>> BEGIN DATASET EXTRACT

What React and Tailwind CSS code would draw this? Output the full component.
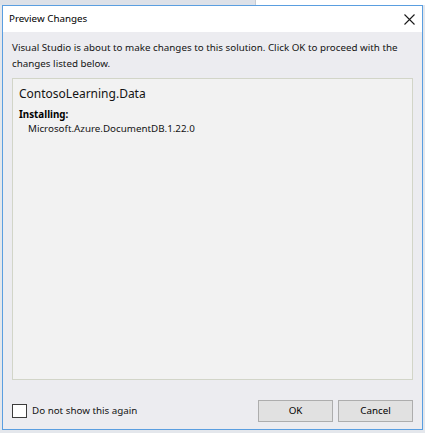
import React from 'react'

export default function App() {
  return (
    <div className="w-[425px] h-[433px] bg-[#e4e7ec] overflow-hidden font-['Noto_Sans',sans-serif] text-black">
      {/* window behind the dialog */}
      <div className="h-[5px] flex">
        <div className="w-[255px] bg-[#dde1e8]" />
        <div className="flex-1 bg-white border-l border-[#c8ccd2]" />
      </div>

      <div className="ml-[2px] w-[421px] h-[425px] border border-[#5a9ee0] bg-[#ececf0] flex flex-col">
        {/* title bar */}
        <div className="h-[26px] bg-white flex items-center justify-between pl-[6px] pr-[7px]">
          <span className="text-[9.8px]">Preview Changes</span>
          <svg width="11" height="11" viewBox="0 0 11 11">
            <path d="M0.5 0.5 L10.5 10.5 M10.5 0.5 L0.5 10.5" stroke="#1a1a1a" strokeWidth="1.1" />
          </svg>
        </div>

        <div className="flex-1 flex flex-col px-[9px]">
          <p className="mt-[8px] text-[9.8px] leading-[16px] text-[#141414]">
            Visual Studio is about to make changes to this solution. Click OK to proceed with the changes listed below.
          </p>

          <div className="mt-[6px] h-[302px] border border-[#d2d5c8] bg-[#f2f2f2] px-[6px] pt-[5px]">
            <div className="text-[12px] leading-[20px] text-[#141414]">ContosoLearning.Data</div>
            <div className="mt-[4px] text-[9.8px] leading-[14px] font-bold">Installing:</div>
            <div className="pl-[9px] text-[9.8px] leading-[13px] text-[#141414]">Microsoft.Azure.DocumentDB.1.22.0</div>
          </div>

          <div className="mt-[20px] flex items-center">
            <div className="w-[15px] h-[14px] border border-[#3c3c3c] bg-white" />
            <span className="ml-[5px] text-[9.8px] text-[#141414]">Do not show this again</span>
            <div className="ml-auto flex gap-[5px]">
              <button className="w-[75px] h-[22px] border border-[#adadad] bg-[#e1e1e1] text-[9.8px]">OK</button>
              <button className="w-[75px] h-[22px] border border-[#adadad] bg-[#e1e1e1] text-[9.8px]">Cancel</button>
            </div>
          </div>
        </div>
      </div>
    </div>
  )
}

>> END DATASET EXTRACT

» WHAT NEEDS TO BE DONE: Output an exact copy of the material, with the pictures removed.

» RESPONSE TO THE EXERCISE:
What React and Tailwind CSS code would draw this? Output the full component.
import React from 'react'

export default function App() {
  return (
    <div className="w-[425px] h-[433px] bg-[#e4e7ec] overflow-hidden font-['Noto_Sans',sans-serif] text-black">
      {/* window behind the dialog */}
      <div className="h-[5px] flex">
        <div className="w-[255px] bg-[#dde1e8]" />
        <div className="flex-1 bg-white border-l border-[#c8ccd2]" />
      </div>

      <div className="ml-[2px] w-[421px] h-[425px] border border-[#5a9ee0] bg-[#ececf0] flex flex-col">
        {/* title bar */}
        <div className="h-[26px] bg-white flex items-center justify-between pl-[6px] pr-[7px]">
          <span className="text-[9.8px]">Preview Changes</span>
          <svg width="11" height="11" viewBox="0 0 11 11">
            <path d="M0.5 0.5 L10.5 10.5 M10.5 0.5 L0.5 10.5" stroke="#1a1a1a" strokeWidth="1.1" />
          </svg>
        </div>

        <div className="flex-1 flex flex-col px-[9px]">
          <p className="mt-[8px] text-[9.8px] leading-[16px] text-[#141414]">
            Visual Studio is about to make changes to this solution. Click OK to proceed with the changes listed below.
          </p>

          <div className="mt-[6px] h-[302px] border border-[#d2d5c8] bg-[#f2f2f2] px-[6px] pt-[5px]">
            <div className="text-[12px] leading-[20px] text-[#141414]">ContosoLearning.Data</div>
            <div className="mt-[4px] text-[9.8px] leading-[14px] font-bold">Installing:</div>
            <div className="pl-[9px] text-[9.8px] leading-[13px] text-[#141414]">Microsoft.Azure.DocumentDB.1.22.0</div>
          </div>

          <div className="mt-[20px] flex items-center">
            <div className="w-[15px] h-[14px] border border-[#3c3c3c] bg-white" />
            <span className="ml-[5px] text-[9.8px] text-[#141414]">Do not show this again</span>
            <div className="ml-auto flex gap-[5px]">
              <button className="w-[75px] h-[22px] border border-[#adadad] bg-[#e1e1e1] text-[9.8px]">OK</button>
              <button className="w-[75px] h-[22px] border border-[#adadad] bg-[#e1e1e1] text-[9.8px]">Cancel</button>
            </div>
          </div>
        </div>
      </div>
    </div>
  )
}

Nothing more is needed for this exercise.